I largely stayed out of it. The child isn’t in Theo’s grade, and Theo has not been affected. Even if he had, though, I can’t imagine I would’ve joined the angry parents who want the child removed. But they were so vehement that those of us who felt differently were a bit afraid to speak up. But there came a point where I had to speak. And that point was when a teacher in our district (but not in our school, thank god—just in our district) posted this on Facebook:
Just so you all know, the district is on a kick to be as inclusive as possible. I have several ‘special ed’ students in my class. I can’t go into details, but I can tell you that this trend is going to continue until parents speak up. Loudly.
She went on to say that she wasn’t even sure how she was qualified to teach “those students,” because she’s not a special ed teacher.
Okay. The call to action to parents to “speak up loudly” against “special ed students” being in mainstream classes…I’m not okay with that. Not at all.

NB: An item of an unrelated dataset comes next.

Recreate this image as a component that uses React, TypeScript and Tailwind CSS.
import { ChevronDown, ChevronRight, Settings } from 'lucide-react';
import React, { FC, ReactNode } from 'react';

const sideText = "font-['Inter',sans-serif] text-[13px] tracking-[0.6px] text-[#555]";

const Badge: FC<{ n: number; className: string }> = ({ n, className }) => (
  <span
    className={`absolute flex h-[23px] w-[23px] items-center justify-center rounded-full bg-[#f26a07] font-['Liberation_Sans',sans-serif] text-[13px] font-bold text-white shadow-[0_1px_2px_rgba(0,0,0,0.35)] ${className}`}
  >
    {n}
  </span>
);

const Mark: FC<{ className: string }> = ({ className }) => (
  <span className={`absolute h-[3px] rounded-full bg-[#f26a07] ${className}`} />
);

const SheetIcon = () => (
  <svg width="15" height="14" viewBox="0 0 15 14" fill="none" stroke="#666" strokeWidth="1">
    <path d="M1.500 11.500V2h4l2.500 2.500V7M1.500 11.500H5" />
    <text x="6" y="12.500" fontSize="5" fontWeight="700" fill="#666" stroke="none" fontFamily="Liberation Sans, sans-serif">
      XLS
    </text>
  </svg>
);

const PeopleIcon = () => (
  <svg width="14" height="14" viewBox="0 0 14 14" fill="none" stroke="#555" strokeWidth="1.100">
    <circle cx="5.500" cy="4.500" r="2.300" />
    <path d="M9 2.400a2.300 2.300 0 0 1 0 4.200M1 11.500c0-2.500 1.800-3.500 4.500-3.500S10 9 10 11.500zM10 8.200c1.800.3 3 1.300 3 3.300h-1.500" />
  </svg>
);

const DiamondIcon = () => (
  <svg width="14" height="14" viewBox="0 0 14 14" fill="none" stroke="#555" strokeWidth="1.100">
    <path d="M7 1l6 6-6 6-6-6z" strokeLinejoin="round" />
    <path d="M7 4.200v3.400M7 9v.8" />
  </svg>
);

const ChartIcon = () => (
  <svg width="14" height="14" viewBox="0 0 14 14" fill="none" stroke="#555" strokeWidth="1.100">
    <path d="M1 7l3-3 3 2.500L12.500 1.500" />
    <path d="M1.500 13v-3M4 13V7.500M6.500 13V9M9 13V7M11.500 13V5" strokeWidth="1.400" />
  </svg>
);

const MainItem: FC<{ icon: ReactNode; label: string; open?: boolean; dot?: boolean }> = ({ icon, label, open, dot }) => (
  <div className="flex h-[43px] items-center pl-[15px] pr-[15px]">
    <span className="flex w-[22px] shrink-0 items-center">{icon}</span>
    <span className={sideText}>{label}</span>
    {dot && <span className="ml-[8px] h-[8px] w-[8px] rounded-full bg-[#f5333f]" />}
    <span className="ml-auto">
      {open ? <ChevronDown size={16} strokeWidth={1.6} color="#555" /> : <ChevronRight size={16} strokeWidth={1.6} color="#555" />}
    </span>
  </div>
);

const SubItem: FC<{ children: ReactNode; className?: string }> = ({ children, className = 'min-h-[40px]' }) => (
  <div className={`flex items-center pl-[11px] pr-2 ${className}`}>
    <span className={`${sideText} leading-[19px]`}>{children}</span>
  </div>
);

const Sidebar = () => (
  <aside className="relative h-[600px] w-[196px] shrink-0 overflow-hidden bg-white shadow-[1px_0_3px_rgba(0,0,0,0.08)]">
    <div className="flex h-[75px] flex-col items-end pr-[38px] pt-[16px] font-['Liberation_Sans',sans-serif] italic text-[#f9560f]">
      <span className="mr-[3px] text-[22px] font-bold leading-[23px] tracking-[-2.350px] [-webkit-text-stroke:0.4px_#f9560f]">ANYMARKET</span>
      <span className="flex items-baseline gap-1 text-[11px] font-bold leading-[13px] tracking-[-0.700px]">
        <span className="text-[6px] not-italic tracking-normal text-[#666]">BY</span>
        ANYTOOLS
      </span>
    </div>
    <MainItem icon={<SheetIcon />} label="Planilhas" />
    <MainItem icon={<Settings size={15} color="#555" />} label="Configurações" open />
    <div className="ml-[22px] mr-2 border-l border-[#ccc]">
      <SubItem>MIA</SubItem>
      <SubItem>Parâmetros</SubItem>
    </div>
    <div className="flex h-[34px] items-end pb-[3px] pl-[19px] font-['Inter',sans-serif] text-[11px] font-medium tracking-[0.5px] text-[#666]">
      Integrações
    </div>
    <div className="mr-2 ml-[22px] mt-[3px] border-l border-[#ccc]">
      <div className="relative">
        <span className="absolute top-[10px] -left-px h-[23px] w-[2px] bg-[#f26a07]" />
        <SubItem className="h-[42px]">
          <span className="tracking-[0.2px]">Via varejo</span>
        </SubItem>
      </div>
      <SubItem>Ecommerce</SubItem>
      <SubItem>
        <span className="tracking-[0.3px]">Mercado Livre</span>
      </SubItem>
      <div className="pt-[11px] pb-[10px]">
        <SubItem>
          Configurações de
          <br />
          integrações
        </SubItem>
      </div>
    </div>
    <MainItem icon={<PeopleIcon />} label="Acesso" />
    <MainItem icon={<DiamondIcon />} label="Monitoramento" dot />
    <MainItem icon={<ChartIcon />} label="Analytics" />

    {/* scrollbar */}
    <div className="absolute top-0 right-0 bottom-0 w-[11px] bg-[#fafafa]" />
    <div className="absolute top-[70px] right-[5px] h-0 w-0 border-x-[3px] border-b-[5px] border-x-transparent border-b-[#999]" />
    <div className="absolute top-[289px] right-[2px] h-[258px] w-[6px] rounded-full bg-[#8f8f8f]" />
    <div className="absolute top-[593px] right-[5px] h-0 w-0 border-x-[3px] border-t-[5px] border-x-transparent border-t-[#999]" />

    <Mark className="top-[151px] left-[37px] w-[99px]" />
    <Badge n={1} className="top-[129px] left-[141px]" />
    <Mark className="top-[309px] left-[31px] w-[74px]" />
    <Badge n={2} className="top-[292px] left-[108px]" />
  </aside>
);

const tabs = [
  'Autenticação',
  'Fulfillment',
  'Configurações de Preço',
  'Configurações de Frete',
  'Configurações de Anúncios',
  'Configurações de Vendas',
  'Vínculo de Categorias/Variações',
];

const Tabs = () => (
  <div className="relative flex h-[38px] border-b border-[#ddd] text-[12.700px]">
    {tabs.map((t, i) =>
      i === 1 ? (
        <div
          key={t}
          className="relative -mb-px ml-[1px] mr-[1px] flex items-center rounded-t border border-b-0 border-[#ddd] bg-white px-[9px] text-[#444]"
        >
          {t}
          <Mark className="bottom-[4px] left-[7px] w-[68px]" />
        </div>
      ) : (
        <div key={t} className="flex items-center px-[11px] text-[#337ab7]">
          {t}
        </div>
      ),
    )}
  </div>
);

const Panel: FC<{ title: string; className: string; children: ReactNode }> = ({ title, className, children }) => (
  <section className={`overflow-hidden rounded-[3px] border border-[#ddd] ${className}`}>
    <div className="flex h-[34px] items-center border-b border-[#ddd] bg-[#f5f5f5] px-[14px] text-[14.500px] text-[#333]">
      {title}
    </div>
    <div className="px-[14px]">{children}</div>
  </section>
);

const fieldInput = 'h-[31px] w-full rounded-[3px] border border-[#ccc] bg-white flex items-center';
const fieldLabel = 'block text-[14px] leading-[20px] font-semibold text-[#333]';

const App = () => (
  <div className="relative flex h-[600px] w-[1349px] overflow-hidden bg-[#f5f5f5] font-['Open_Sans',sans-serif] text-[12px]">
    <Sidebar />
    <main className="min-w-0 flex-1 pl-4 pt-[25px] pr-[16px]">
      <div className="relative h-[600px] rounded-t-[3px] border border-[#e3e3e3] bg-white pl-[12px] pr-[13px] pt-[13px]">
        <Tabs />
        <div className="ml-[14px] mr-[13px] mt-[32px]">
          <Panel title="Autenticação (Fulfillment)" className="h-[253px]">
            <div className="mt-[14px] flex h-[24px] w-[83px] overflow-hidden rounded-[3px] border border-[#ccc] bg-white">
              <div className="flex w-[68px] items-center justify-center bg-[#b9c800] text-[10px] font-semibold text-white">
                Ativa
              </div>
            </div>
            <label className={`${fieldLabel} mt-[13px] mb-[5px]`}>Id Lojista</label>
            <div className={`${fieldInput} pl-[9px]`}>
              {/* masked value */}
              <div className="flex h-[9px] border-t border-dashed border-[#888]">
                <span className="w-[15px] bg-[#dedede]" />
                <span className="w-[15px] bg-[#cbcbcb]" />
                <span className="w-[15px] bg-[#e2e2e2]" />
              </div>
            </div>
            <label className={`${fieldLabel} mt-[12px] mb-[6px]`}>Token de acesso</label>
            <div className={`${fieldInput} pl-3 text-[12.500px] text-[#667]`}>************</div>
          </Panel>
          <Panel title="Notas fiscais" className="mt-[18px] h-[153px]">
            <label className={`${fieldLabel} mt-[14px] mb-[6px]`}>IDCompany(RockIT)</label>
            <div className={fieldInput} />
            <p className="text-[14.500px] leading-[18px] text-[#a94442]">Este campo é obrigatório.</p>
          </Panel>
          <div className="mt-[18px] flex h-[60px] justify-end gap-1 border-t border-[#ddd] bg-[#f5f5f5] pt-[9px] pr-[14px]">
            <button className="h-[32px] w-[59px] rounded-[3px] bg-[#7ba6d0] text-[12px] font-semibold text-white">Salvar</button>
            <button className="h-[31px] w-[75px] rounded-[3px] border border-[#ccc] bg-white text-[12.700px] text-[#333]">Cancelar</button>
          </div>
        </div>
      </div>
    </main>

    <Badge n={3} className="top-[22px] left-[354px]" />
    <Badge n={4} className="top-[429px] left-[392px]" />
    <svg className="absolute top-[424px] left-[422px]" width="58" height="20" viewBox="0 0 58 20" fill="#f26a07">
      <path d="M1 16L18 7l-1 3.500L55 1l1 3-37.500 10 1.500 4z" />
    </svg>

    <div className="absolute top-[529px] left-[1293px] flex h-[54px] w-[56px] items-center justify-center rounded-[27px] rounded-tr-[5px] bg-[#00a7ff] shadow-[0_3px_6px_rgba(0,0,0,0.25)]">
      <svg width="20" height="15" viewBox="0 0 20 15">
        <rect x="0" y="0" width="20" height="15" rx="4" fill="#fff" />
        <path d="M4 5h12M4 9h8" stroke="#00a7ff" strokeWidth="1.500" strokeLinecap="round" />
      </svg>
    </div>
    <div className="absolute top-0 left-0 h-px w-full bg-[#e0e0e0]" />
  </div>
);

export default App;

I will fully agree that some children cannot thrive in the mainstream and need specialized education. Absolutely. But a sweeping statement about parents needing to speak up about “special ed” kids in mainstream classes? That’s painting with an awfully broad brush. And a disturbing brush—after all the work parents of kids with special needs have done to try to give them the opportunity to participate in the mainstream, a statement like that is a real setback.
At the same time, I live in a small town and didn’t want to pick a fight, having seen firsthand how angry parents can suddenly turn on a family. So I tried to stay calm in my response—I simply told her that some students with disabilities do indeed thrive in an inclusive or mainstream environment, even when the teachers aren’t specially trained, and that parents of kids with special needs usually evaluate the situation very carefully before deciding on where they think their child will do best. Sometimes that’s special ed, and sometimes it’s in the mainstream, with a mainstream teacher. I ended by saying, “I cringe when I see people make sweeping statements about kids and special ed” and went on to say that it was disappointing to see this attitude from a teacher of all people, because as parents, we hope that our children’s teachers will believe in them—after all, a teacher is supposed to believe in her students!

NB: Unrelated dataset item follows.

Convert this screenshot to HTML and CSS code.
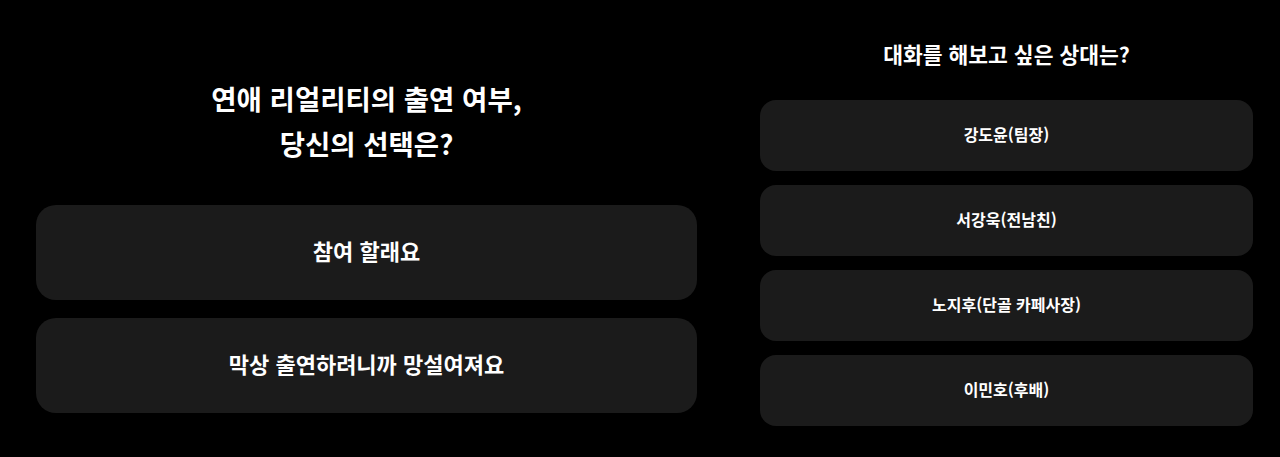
FILE: index.html
```html
<!DOCTYPE html>
<html lang="ko">
<head>
<meta charset="utf-8">
<title>선택</title>
<link rel="stylesheet" href="styles.css">
</head>
<body>
<main class="page">
  <section class="panel panel-left">
    <h1 class="title-main">연애 리얼리티의 출연 여부,<br>당신의 선택은?</h1>
    <div class="choices">
      <button class="choice choice-lg">참여 할래요</button>
      <button class="choice choice-lg">막상 출연하려니까 망설여져요</button>
    </div>
  </section>
  <section class="panel panel-right">
    <h2 class="title-sub">대화를 해보고 싶은 상대는?</h2>
    <div class="choices choices-sm">
      <button class="choice choice-sm">강도윤(팀장)</button>
      <button class="choice choice-sm">서강욱(전남친)</button>
      <button class="choice choice-sm">노지후(단골 카페사장)</button>
      <button class="choice choice-sm">이민호(후배)</button>
    </div>
  </section>
</main>
</body>
</html>
```
FILE: styles.css
```css
* { box-sizing: border-box; }
html, body {
  margin: 0;
  padding: 0;
  background: #000;
  color: #fff;
  font-family: "Noto Sans CJK KR", "Noto Sans", sans-serif;
}
.page {
  display: flex;
  align-items: flex-start;
  gap: 63px;
  padding-left: 36px;
  height: 457px;
}
.panel {
  display: flex;
  flex-direction: column;
}
.panel-left {
  width: 661px;
  padding-top: 76px;
}
.panel-right {
  width: 493px;
  padding-top: 39px;
}
.title-main {
  margin: 0 0 39px;
  font-size: 27.5px;
  line-height: 45px;
  font-weight: 700;
  text-align: center;
}
.title-sub {
  margin: 0 0 31px;
  font-size: 21.5px;
  line-height: 30px;
  font-weight: 700;
  text-align: center;
}
.choices {
  display: flex;
  flex-direction: column;
  gap: 18px;
}
.choices-sm {
  gap: 14px;
}
.choice {
  border: none;
  background: #1b1b1b;
  color: #fff;
  font-family: inherit;
  font-weight: 700;
  text-align: center;
  padding: 0;
  margin: 0;
}
.choice-lg {
  height: 95px;
  border-radius: 20px;
  font-size: 22px;
  padding-bottom: 5px;
}
.choice-sm {
  height: 71px;
  border-radius: 16px;
  font-size: 16px;
  padding-bottom: 4px;
}
```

We had a back-and-forth discussion in which she sort of backpedaled, but not really. And then she posted another comment thanking the parents who had contacted the district about getting the student removed and said, “I watch with great anticipation as to the precedent this will set.”
I see. So clearly my encouragement to not simply view all kids with special needs as requiring placement in a segregated environment meant pretty much nothing. Lovely.
The thing is, unless this teacher changes schools, my kids will never have her. She does not teach at one of the three schools they will attend for elementary, middle, and high school. But she is part of our district, and she obviously has no qualms about speaking her mind about “those kids.” And I fear her attitude spilling over to others in the district, too.
Inclusion isn’t something I push for because it’s in vogue or because I’m in denial about my son’s abilities. I push for it because I could present you with study after study showing that children with mild to moderate intellectual disability (as Sam has) thrive in an inclusive or mainstream setting. Children with disabilities who are given as many opportunities for inclusion as possible do better in school, but perhaps more importantly, they more successfully live independent lives. And as Sam’s parent, it is my job to set him up to be as independent as he can possibly be, because I won’t always be here to take care of him!
And frankly, many of these same studies show that the typically developing kids who are in class with kids with special needs also do better in school. They develop more empathy, but perhaps more surprisingly, there are actually studies showing that they achieve higher reading scores. I don’t know why that is, but some studies have shown that. And if I were writing this for anything other than just my little family blog, I would dig up those studies and share them with you. But since I’m lazy and this is just a post for family and friends, you can take my word for it that they exist—or go Google it, and you’ll find them.
But maybe most important of all, there is a real stigma around “different.” (And wow, have we ever witnessed that in our little town this past week….) If kids with special needs are kept out of the mainstream, that stigma will never go away. We need to challenge that perception by demonstrating that our kids are just like anyone else in fundamental ways! I mean, we’re all unique, but in fundamental ways we’re all the same. And my child with 47 chromosomes is no different—fundamentally, he is the same as your 46er, as we refer to them.
It’s not in my nature to force Sam’s “sameness” down people’s throats to force them to include him. Frankly, I think the way I can best help break down the stigma is just by treating Sam like any other child and letting him be like every other child. And part of that is mainstream education, for as long as he can successfully participate in it. But to do that, I need teacher buy-in. I need the teacher to believe, as I do, that my son is as capable as anyone else. And by and large, I have been able to get that so far with both of my sons. Theo’s “special need” is more subtle than Sam’s, and it’s easier for him to be accepted into the mainstream, but the fact remains that he does still have that whole “autism” label with him, and there is a bit of a stigma with that. But still, for both Theo and Sam, I have found that most teachers follow my lead and realize that I want my kids to be accepted and treated like everyone else. And I’m grateful for that.
So to see a teacher do exactly the opposite—to see her label “those kids” as different and not belonging in a mainstream classroom—was a bit of a punch in the gut. And I do not want to see that attitude become more common. Many people told me I ought to report the teacher for the comments she made on Facebook. I’m not going to do that—for one thing, she’d know it was me because I’m the only person who spoke up to her; but second, I have no interest in jeopardizing someone’s job. But I am going to write a letter to our principal about the situation and express my belief that we should continue to allow children with special needs to try to participate in mainstream classes. It may not always work, but what then? Well, that’s what emergency IEP meetings are for. That’s when you pull together the child’s team and say, “We’ve tried, but this isn’t benefiting anyone. We need to try another approach.” That’ll happen with some kids, I’m certain. I know that not every child is most successful when put in the mainstream. But I don’t want to see it become the default (again!!) to throw “those kids” back in segregated classrooms. We worked so hard to move beyond that model; I don’t want to see us go back.
So there it is, people. Exclusion is apparently alive and well in our district, however much I hoped it wouldn’t be. The fight continues.